Policy-Driven vs. Manual Protection
The power of Protection Policies becomes evident when compared to traditional backup approaches. Instead of manually configuring protection for each VM or application, you create policies that automatically discover and protect workloads based on categories, labels, or other metadata. When new VMs are deployed that match policy criteria, they're automatically included in the protection scheme without administrative intervention.
Availability Zone Pairing - The Foundation
Before diving into Protection Policy creation, we need to understand Availability Zone pairing, which is the prerequisite that enables cross-site replication and recovery operations.
What Are Availability Zones?
In Nutanix terminology, an Availability Zone represents a failure domain; typically a physical site, data center, or cloud region that can operate independently of other zones. AZs are managed through Prism Central and can include:
- On-premises Nutanix clusters in different physical locations
- Nutanix Cloud Clusters (NC2) running in public cloud providers
- Hybrid combinations mixing on-premises and cloud infrastructure
The Pairing Process
Availability Zone pairing creates the replication relationship that Protection Policies will leverage. Here's what happens during the pairing process:
- Network Connectivity Validation - The pairing process verifies that the source and target AZs can communicate over the required replication ports and that network latency meets the requirements for your chosen replication type.

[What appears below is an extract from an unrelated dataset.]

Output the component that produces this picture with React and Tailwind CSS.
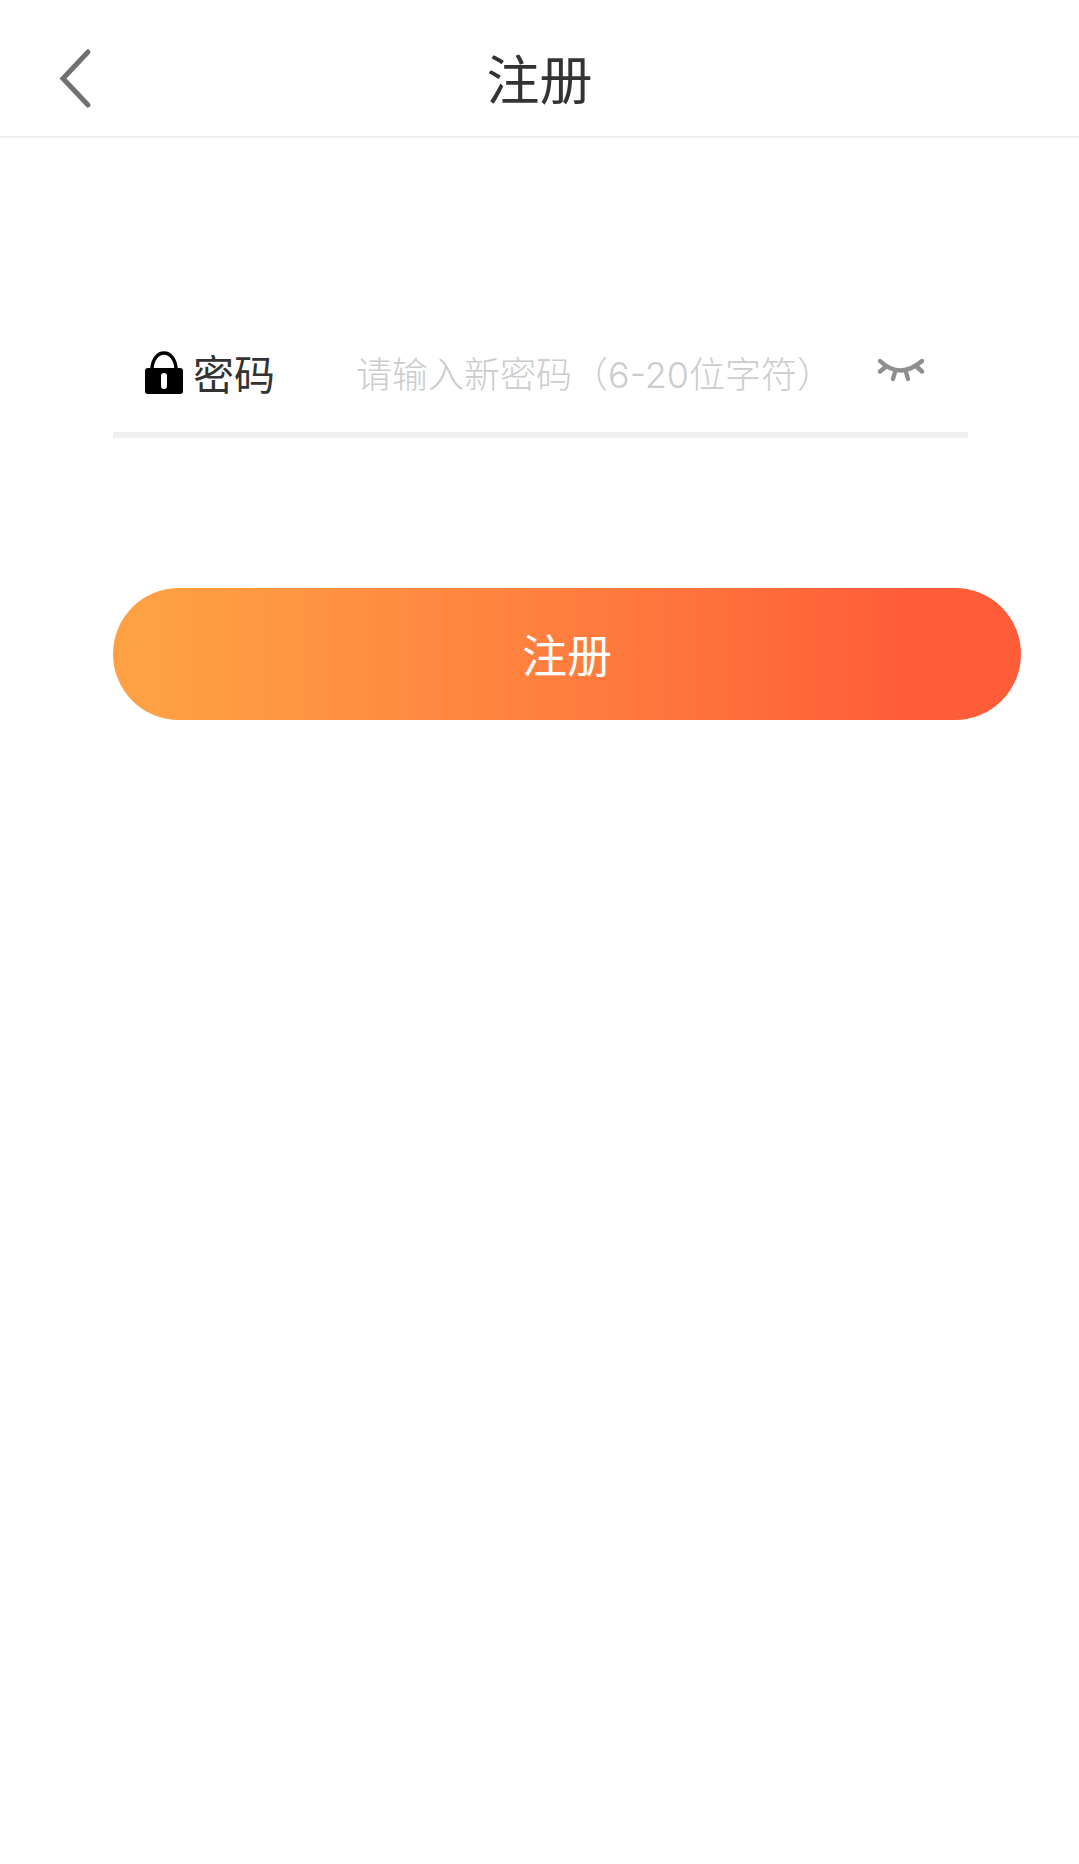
export default function App() {
  const cjk = { fontFamily: '"Noto Sans CJK SC", "Liberation Sans", sans-serif' };
  const mixed = { fontFamily: 'Inter, "Noto Sans CJK SC", sans-serif' };
  return (
    <div className="relative w-[1079px] h-[1864px] bg-white overflow-hidden" style={cjk}>
      <div className="absolute left-[710px] top-0 w-[2px] h-[2px] bg-[#888]" />
      <header className="relative flex items-center justify-center h-[138px] border-b-2 border-[#eeeeee] bg-white">
        <svg className="absolute left-[56px] top-[46px]" width="40" height="66" viewBox="0 0 40 66" fill="none">
          <path d="M32 6 L7 32.5 L32 59" stroke="#707070" strokeWidth="5" strokeLinecap="round" strokeLinejoin="miter" />
        </svg>
        <h1 className="text-[53px] leading-none font-normal text-[#333333] pt-[19px]">注册</h1>
      </header>
      <main className="ml-[113px] flex flex-col items-start">
        <div className="mt-[174px] w-[855px] h-[126px] border-b-[6px] border-[#f0f0f0] flex items-center">
          <svg className="ml-[32px] shrink-0" width="38" height="44" viewBox="0 0 38 44">
            <path d="M7 19 A12 16 0 0 1 31 19" fill="none" stroke="#000" strokeWidth="3.4" />
            <path fillRule="evenodd" d="M3 18 H35 A3 3 0 0 1 38 21 V41 A3 3 0 0 1 35 44 H3 A3 3 0 0 1 0 41 V21 A3 3 0 0 1 3 18 Z M19 23 A3 3 0 0 0 16 26 V36 A3 3 0 0 0 22 36 V26 A3 3 0 0 0 19 23 Z" fill="#000" />
          </svg>
          <span className="ml-[10px] w-[82px] shrink-0 text-[41px] leading-none text-[#333333]">密码</span>
          <input
            type="text"
            placeholder="请输入新密码（6-20位字符）"
            style={mixed}
            className="ml-[81px] w-[500px] shrink-0 mt-[5px] text-[36px] leading-none bg-transparent outline-none placeholder:text-[#cccccc] font-light"
          />
          <svg className="ml-[20px] shrink-0 -mt-[4px]" width="50" height="26" viewBox="0 0 50 26" fill="none" stroke="#8e8e8e" strokeWidth="4.4" strokeLinecap="round">
            <path d="M4 4 Q24 23 46 4" />
            <path d="M9.5 10 L4 14.5" />
            <path d="M19 15 L17 22" />
            <path d="M30 15 L32 22" />
            <path d="M41 10 L46 14.5" />
          </svg>
        </div>
        <button className="mt-[150px] w-[908px] h-[132px] rounded-full flex items-center justify-center pb-[2px] text-white text-[45px] leading-none bg-gradient-to-r from-[#ffa044] from-[5%] to-[#ff5c39] to-[88%]">
          注册
        </button>
      </main>
    </div>
  );
}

- Replication Infrastructure Setup - Background services are configured to handle snapshot transfer, compression, deduplication, and network optimization between the paired AZs.
Pairing Considerations
When planning AZ pairing, several factors influence your DR architecture:
- Geographic Distribution - Pairing between AZs should provide meaningful geographic separation to protect against regional disasters, but network latency becomes a consideration for Synchronous and Near-Sync replication.
- Bandwidth Requirements - Initial replication will transfer full copies of protected data, while ongoing replication only transfers changes. Plan bandwidth accordingly, especially for large environments or aggressive RPO requirements.
- Cloud Integration - Pairing with NC2 enables hybrid cloud DR scenarios, but consider data transfer costs, egress charges, and compliance requirements when replicating to public cloud environments.
Protection Policy Types and Configuration
Nutanix DR supports three distinct replication types, each designed for specific RPO requirements and use cases. Understanding when and how to use each type is crucial for aligning DR capabilities with business needs.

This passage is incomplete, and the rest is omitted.